WASHINGTON — “We all lost something,” President Biden said in his remarks to the nation on Thursday evening marking the one-year anniversary of the start of the coronavirus pandemic in the United States. Seeking unity in sorrow, Biden noted that the end was close, though the endgame would prove tricky.
If all went well, he said, there could be a normal Independence Day to look forward to, barbecues and fireworks and all.
Above all, he paid tribute to the 527,726 dead from COVID-19, as well as to the millions who have lost jobs, who have had their education relegated to a screen, who no longer have the simple but necessary freedoms they once took for granted.
“I promise you, we’ll come out stronger,” Biden said, trying to temper the moment’s difficult realities with a measure of optimism. To that end, he made several promises, most notably that he would direct every state to make the coronavirus vaccine available to every American adult by May 1.
But becoming eligible for the vaccine is not the same as actually having the vaccine administered. That makes the real-world impact of that promise somewhat unclear, even if it does signal to states that they should move more quickly through tiers of eligible recipients.
He also announced that 4,000 additional National Guardsmen would be called up to help with the vaccination effort. Two thousand National Guardsmen are already participating in that work.
And though he didn’t engage with Trump and his legacy, he drew a clear line between his response and that of the man he defeated in the presidential race last November, in large part by promising to handle the pandemic more coherently. In his remarks, he described how vaccination has accelerated since he took office.
“When I took office 50 days ago, only 8 percent after months, only 8 percent of those over the age of 65 had gotten their first vaccination,” Biden said. “Today, that number is 65 percent.”
He also said a major push was coming to reopen schools, something that Trump promised but could not accomplish. The issue has bedeviled Biden as well.
Looking cautiously beyond the pandemic, Biden ventured that Americans could have a semi-normal Independence Day, though only if people continued to follow public health measures in the meantime and got vaccinated when they could. Several times he pleaded for people to wear masks, something his predecessor, Donald Trump, disliked doing intensely.
The holiday, Biden said, would be when Americans “not only mark our independence as a nation, but we begin to mark our independence from this virus.” And although the Fourth of July is months away, Biden preemptively cautioned against planning large gatherings. Some critics on social media thought it improper for the president to already impose such limits.
Grief is familiar terrain to Biden, who lost a wife and daughter to a car accident in 1972 and then a son to cancer in 2015. In both cases, he emerged from mourning with a single conviction: “You’ve got to have purpose,” as he told Time magazine last January, when he was a presidential candidate and most Americans had barely heard of the coronavirus.

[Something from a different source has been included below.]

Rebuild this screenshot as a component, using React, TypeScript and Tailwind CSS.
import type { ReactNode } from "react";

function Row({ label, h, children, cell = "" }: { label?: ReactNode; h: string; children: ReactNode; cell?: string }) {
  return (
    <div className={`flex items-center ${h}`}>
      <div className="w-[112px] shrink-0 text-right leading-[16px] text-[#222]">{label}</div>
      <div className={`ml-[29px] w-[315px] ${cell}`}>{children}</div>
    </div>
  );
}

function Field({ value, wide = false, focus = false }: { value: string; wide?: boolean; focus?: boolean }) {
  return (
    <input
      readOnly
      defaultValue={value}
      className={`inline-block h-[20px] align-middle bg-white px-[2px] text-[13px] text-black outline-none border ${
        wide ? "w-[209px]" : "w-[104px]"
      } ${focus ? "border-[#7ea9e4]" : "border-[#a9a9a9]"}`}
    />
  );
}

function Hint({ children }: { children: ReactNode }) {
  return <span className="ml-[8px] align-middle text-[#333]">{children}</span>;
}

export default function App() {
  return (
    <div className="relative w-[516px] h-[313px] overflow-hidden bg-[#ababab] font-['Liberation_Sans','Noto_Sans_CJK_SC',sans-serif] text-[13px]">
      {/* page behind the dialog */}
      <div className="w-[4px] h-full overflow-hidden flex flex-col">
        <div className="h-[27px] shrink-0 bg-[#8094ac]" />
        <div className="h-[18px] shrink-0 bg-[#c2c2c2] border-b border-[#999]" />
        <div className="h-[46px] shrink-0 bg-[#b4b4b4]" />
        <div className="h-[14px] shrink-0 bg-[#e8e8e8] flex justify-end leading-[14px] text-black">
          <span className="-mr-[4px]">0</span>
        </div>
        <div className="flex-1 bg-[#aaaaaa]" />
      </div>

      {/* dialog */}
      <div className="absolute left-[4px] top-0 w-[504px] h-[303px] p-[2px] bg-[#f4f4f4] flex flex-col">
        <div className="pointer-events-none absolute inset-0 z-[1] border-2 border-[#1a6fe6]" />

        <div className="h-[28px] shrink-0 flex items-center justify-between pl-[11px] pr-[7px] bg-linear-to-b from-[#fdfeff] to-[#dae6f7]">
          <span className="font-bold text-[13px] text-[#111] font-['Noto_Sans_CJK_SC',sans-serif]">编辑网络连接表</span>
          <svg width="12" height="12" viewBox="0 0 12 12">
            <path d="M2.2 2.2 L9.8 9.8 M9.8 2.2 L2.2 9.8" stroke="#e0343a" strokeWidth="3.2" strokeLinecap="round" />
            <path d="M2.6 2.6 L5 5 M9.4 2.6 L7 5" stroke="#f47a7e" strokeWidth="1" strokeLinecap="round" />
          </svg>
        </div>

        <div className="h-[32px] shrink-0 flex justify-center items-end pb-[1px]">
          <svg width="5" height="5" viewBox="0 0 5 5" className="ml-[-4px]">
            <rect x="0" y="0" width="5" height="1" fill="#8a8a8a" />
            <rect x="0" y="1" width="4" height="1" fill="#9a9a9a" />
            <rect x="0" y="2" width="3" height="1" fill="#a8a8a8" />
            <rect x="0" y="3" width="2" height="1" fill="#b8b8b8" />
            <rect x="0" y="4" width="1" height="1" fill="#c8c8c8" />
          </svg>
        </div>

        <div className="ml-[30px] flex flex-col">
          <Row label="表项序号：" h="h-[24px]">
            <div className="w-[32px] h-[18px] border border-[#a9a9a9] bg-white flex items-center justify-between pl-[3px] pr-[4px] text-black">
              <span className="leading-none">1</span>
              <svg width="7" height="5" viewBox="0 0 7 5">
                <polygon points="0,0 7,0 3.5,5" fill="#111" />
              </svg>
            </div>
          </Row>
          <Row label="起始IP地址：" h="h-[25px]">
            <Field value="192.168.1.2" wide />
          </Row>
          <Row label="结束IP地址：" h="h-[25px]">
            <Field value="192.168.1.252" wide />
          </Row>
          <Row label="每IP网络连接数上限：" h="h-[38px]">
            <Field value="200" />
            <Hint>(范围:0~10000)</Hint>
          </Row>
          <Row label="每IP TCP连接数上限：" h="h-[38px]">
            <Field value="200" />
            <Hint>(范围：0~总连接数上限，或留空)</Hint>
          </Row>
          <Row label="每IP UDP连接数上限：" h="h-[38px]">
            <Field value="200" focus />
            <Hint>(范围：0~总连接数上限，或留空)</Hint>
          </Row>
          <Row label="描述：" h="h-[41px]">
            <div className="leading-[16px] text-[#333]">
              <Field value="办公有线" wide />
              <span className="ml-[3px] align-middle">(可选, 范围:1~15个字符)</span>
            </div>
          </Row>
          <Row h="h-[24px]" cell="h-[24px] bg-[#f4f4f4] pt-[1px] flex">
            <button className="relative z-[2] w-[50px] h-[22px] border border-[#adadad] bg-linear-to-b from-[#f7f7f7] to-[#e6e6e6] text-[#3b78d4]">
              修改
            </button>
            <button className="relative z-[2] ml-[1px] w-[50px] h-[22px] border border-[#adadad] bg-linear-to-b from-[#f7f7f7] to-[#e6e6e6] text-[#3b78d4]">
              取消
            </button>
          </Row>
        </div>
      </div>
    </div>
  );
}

Earlier in the day, Biden signed the $1.9 trillion coronavirus stimulus, which has been described as the most significant domestic legislation in a generation. As the pandemic winds down, he and Vice President Kamala Harris will tour the nation, making the case that such an enormous outlay was both necessary and effective.
In the meantime, Biden will also begin to make the case for a massive infrastructure package, while watching carefully for any resurgence of the pandemic, which, he warned, could lead to another round of unwelcome lockdowns.
But no such lockdowns loom on the immediate horizon, and even though the president spoke with sorrow on Thursday evening, he also strove to restore Americans’ battered faith in the institutions of their democracy.
“We need to remember the government isn’t some foreign force in a distance capital,” Biden said. “No, it’s us, all of us. We the people.”
Without mentioning Trump by name, Biden lamented that, under his predecessor, people had “lost faith in whether our government and our democracy can deliver on really hard things for the American people.” He promised that government can, and will. To hear the president tell it, the first 50 days of his administration are proof that it already has.